**INFORMATION PROVIDED**
====
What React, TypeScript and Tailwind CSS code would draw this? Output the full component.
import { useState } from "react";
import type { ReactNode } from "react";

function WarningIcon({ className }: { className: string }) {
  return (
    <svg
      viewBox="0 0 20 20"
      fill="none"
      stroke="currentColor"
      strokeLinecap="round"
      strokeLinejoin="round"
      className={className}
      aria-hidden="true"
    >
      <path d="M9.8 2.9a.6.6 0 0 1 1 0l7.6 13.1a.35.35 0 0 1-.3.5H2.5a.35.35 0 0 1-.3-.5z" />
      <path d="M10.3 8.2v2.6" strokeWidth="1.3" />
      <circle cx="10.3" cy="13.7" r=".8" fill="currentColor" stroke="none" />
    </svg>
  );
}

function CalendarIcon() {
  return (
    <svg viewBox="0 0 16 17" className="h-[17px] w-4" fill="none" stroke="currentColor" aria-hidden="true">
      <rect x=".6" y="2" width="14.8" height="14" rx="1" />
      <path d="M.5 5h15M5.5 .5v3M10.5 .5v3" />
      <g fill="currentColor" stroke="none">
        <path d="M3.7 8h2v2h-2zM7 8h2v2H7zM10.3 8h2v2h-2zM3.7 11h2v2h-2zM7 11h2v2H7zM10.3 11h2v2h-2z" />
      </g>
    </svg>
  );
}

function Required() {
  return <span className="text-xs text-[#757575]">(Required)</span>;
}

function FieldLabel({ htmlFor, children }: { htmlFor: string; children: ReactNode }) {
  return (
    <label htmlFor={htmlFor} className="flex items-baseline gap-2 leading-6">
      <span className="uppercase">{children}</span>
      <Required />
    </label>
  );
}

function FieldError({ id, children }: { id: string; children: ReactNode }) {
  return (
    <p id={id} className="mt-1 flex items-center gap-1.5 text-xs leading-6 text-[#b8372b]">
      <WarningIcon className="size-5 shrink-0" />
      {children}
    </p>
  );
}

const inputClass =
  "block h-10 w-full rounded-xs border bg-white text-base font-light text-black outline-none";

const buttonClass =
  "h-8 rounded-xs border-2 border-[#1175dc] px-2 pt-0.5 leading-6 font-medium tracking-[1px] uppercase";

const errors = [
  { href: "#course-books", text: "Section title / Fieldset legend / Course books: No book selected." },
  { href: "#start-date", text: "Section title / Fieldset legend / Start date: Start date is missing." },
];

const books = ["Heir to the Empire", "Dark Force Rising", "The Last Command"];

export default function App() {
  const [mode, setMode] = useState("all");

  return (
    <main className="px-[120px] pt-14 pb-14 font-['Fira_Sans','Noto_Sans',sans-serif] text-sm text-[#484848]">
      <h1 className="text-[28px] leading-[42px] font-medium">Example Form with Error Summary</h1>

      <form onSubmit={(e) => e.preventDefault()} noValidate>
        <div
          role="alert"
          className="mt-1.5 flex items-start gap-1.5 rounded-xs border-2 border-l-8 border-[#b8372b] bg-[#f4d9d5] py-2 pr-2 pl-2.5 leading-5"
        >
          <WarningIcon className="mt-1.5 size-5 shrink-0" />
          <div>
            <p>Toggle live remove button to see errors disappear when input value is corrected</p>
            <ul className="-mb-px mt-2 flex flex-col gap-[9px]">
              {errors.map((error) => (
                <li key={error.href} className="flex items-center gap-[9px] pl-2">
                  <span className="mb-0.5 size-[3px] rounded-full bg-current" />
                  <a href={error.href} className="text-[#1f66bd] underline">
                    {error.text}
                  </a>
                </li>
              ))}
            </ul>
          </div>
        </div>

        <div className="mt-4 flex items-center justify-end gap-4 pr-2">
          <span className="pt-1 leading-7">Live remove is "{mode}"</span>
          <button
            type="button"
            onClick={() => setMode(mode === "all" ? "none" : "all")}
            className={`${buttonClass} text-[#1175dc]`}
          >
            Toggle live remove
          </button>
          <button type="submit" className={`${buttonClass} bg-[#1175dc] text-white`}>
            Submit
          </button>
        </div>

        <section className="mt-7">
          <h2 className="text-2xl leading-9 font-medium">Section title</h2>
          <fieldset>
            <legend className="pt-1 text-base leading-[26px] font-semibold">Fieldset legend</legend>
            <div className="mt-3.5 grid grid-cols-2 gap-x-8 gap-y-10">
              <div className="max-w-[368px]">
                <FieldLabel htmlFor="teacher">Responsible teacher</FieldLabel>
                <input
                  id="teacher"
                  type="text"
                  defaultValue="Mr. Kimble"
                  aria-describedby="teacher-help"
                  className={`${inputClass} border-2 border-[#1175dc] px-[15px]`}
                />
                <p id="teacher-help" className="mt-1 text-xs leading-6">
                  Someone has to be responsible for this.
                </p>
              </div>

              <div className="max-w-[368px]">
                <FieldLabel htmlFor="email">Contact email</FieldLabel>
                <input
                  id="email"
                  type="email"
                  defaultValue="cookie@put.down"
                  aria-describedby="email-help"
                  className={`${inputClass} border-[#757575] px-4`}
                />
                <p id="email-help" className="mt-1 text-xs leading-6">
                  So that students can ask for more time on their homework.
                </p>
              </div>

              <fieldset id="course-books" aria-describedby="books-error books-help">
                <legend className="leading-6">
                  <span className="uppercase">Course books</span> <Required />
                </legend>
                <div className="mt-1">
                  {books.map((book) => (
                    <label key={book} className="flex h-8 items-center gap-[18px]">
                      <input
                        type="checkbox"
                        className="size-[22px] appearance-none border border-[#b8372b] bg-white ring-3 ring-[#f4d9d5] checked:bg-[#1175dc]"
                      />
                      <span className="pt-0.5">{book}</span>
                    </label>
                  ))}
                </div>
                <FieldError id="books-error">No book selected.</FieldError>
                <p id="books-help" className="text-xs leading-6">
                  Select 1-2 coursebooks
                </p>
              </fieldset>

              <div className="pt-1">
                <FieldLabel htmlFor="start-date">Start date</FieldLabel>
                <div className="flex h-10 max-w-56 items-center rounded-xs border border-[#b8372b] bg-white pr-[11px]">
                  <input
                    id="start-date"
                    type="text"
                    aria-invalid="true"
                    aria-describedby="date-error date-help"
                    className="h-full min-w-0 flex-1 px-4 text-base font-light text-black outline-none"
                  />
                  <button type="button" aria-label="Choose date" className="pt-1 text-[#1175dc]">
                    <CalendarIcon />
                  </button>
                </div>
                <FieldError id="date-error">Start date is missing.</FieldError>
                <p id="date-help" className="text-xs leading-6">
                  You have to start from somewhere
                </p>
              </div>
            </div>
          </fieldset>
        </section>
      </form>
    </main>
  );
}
====
**STATED TASK**
Quote only the stretch of lines that starts the data above and ends with the line containing "h-10 w-full rounded-xs", both included.

**PROBLEM SOLUTION**
What React, TypeScript and Tailwind CSS code would draw this? Output the full component.
import { useState } from "react";
import type { ReactNode } from "react";

function WarningIcon({ className }: { className: string }) {
  return (
    <svg
      viewBox="0 0 20 20"
      fill="none"
      stroke="currentColor"
      strokeLinecap="round"
      strokeLinejoin="round"
      className={className}
      aria-hidden="true"
    >
      <path d="M9.8 2.9a.6.6 0 0 1 1 0l7.6 13.1a.35.35 0 0 1-.3.5H2.5a.35.35 0 0 1-.3-.5z" />
      <path d="M10.3 8.2v2.6" strokeWidth="1.3" />
      <circle cx="10.3" cy="13.7" r=".8" fill="currentColor" stroke="none" />
    </svg>
  );
}

function CalendarIcon() {
  return (
    <svg viewBox="0 0 16 17" className="h-[17px] w-4" fill="none" stroke="currentColor" aria-hidden="true">
      <rect x=".6" y="2" width="14.8" height="14" rx="1" />
      <path d="M.5 5h15M5.5 .5v3M10.5 .5v3" />
      <g fill="currentColor" stroke="none">
        <path d="M3.7 8h2v2h-2zM7 8h2v2H7zM10.3 8h2v2h-2zM3.7 11h2v2h-2zM7 11h2v2H7zM10.3 11h2v2h-2z" />
      </g>
    </svg>
  );
}

function Required() {
  return <span className="text-xs text-[#757575]">(Required)</span>;
}

function FieldLabel({ htmlFor, children }: { htmlFor: string; children: ReactNode }) {
  return (
    <label htmlFor={htmlFor} className="flex items-baseline gap-2 leading-6">
      <span className="uppercase">{children}</span>
      <Required />
    </label>
  );
}

function FieldError({ id, children }: { id: string; children: ReactNode }) {
  return (
    <p id={id} className="mt-1 flex items-center gap-1.5 text-xs leading-6 text-[#b8372b]">
      <WarningIcon className="size-5 shrink-0" />
      {children}
    </p>
  );
}

const inputClass =
  "block h-10 w-full rounded-xs border bg-white text-base font-light text-black outline-none";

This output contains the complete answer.